Depois de três semanas de reuniões, no último dia do Sínodo, 24 de outubro, foi apresentado o Documento final do evento que tem 94 parágrafos, todos aprovados, pela maioria necessária de dois terços. No caso dos divorciados recasados, o documento propõe que cada bispo analise individualmente, caso a caso, para decidir se autoriza a comunhão integral a um católico divorciado que voltou a se casar e dá sinais de conversão (cf. § 84). O texto insiste que os divorciados “deveriam evitar toda e qualquer ocasião de escândalo”, o que é pastoralmente plausível. Em todas essas questões, “discernimento” e “consciência” adulta se tornaram palavras-chave. A Igreja tem o dever de acompanhar a família ferida.

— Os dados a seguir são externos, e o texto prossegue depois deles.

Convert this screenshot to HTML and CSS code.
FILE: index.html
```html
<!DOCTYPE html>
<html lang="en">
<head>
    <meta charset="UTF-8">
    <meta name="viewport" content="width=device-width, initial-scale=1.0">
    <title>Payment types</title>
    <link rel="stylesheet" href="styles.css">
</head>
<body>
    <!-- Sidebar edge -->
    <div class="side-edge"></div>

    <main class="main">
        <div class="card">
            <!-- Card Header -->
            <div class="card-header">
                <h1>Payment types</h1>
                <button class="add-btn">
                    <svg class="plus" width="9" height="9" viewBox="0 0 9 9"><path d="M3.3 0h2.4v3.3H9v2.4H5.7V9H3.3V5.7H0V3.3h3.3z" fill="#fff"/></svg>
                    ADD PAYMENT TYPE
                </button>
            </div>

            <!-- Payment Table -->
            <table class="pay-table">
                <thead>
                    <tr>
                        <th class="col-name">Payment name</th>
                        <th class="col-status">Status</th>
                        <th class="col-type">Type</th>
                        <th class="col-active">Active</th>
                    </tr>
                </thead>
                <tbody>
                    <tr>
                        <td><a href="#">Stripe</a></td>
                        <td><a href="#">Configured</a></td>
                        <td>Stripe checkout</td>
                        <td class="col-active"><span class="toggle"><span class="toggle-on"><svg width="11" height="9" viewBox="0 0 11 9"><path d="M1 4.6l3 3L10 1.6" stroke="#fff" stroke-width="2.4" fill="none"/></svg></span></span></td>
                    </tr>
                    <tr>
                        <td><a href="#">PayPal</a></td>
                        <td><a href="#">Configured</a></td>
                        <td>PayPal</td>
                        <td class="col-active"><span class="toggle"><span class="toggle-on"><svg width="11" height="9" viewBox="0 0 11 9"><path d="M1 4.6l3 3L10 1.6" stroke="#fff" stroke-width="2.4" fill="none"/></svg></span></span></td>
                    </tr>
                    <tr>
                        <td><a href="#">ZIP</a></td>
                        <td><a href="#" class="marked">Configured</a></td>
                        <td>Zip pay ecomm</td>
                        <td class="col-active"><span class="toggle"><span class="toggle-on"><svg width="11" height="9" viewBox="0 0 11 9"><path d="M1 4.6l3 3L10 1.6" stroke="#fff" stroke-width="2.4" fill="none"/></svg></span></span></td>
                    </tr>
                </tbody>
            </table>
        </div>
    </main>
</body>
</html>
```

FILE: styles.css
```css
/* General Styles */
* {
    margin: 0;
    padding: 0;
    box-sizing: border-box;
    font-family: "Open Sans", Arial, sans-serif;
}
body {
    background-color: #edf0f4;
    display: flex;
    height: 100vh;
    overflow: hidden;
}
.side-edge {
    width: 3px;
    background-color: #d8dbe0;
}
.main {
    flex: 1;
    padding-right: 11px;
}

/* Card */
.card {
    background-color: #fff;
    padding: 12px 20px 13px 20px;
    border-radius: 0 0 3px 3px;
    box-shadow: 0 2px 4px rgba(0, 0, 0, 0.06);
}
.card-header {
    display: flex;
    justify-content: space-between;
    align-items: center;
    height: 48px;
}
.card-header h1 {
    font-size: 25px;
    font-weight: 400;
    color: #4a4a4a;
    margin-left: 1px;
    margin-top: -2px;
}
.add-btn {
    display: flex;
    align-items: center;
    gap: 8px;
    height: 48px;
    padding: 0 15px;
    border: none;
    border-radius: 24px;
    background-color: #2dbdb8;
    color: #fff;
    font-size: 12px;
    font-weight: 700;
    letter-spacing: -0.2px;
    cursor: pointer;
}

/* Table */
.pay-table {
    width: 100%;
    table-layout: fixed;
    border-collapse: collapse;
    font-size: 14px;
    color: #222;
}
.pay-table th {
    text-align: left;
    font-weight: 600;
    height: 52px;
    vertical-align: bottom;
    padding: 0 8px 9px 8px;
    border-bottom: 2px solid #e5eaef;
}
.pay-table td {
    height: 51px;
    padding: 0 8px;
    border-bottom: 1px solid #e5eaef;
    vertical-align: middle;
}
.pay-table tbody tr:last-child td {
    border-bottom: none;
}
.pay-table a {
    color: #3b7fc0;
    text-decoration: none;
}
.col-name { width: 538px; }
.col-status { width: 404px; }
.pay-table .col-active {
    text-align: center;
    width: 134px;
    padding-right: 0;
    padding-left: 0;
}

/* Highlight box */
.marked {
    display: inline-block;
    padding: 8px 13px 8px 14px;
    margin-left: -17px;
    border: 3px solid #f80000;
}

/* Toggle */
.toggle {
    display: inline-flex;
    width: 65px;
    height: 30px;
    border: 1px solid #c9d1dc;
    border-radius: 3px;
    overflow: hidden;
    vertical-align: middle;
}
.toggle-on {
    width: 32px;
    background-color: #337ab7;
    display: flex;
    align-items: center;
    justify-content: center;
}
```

A partir de uma tradição do Direito Canônico, focada na procriação e não no amor, a homossexualidade continua como tabu. O texto afirma a posição de que os homossexuais não podem ser discriminados, mas que não há qualquer fundamento para o casamento de pessoas do mesmo sexo. O Sínodo não chamou de amor a afetividade vivida entre pessoas do mesmo sexo, mas admite que, entre as pessoas unidas pelo casamento civil e nas coabitações não sacramentais, pode haver "aqueles sinais de amor que propriamente correspondem ao reflexo do amor de Deus". Pastoralmente precisaria se pensar em formas, ritos e bênçãos com o valor de um sacramental sem serem sacramento para que a afirmação da não discriminação seja não apenas uma palavra vazia. O sínodo não dá esse passo. Na rejeição da “ideologia do gênero”, que é uma filosofia que considera os dois sexos, o masculino e o feminino, construções culturais e sociais, havia um consenso geral na aula do Sínodo.

Discurso programático no final do Sínodo



Em seu discurso final, no dia 24 de outubro, o papa agradeceu os trabalhos feitos, criticou a “hermenêutica conspiradora” e “ a perspectiva fechada”, e lembrou princípios que ele considera importantes para o futuro da Igreja:

- não repetir o que é indiscutível ou que já foi dito;
- abordar os desafios da família sob a luz da fé, sem esconder a cabeça na areia;
- compreender a família e o matrimônio entre homem e mulher, fundado sobre a unidade e a indissolubilidade;
- afirmar que a Igreja é Igreja dos pobres em espírito e dos pecadores à procura do perdão e não apenas dos justos e dos santos;
- evitar uma linguagem arcaica ou simplesmente incompreensível;
- não defender a letra, mas as pessoas, nem as fórmulas, mas a gratuidade do amor de Deus e do seu perdão;
- não aplicar condenações, mas proclamar a misericórdia de Deus.
Enfim, conclui o papa, experimentamos “a ação do Espírito Santo, que é o verdadeiro protagonista do Sínodo”. Assumir a sinodalidade significa “caminhar juntos” com toda a humanidade (namorados, noivos, casados, divorciados e homoafetivos – com santos e pecadores), porque todos os seres humanos são amados por Deus, todos são resgatados por Jesus Cristo e iluminados pelo Espírito.
Paulo Suess,

[versão abreviada do texto apresentado no Comina – 30.10.2015]

Um comentário:

  1. Simplesmente irretocável o discurso programático no final do Sínodo, em que o Papa Francisco apresenta a síntese sobre os princípios fundamentais, para caminharmos todos, em sintonia com seu magistério, ancorados na misericórdia de Deus, na certeza de que somos resgatados por Jesus Cristo e iluminados pelo Espírito!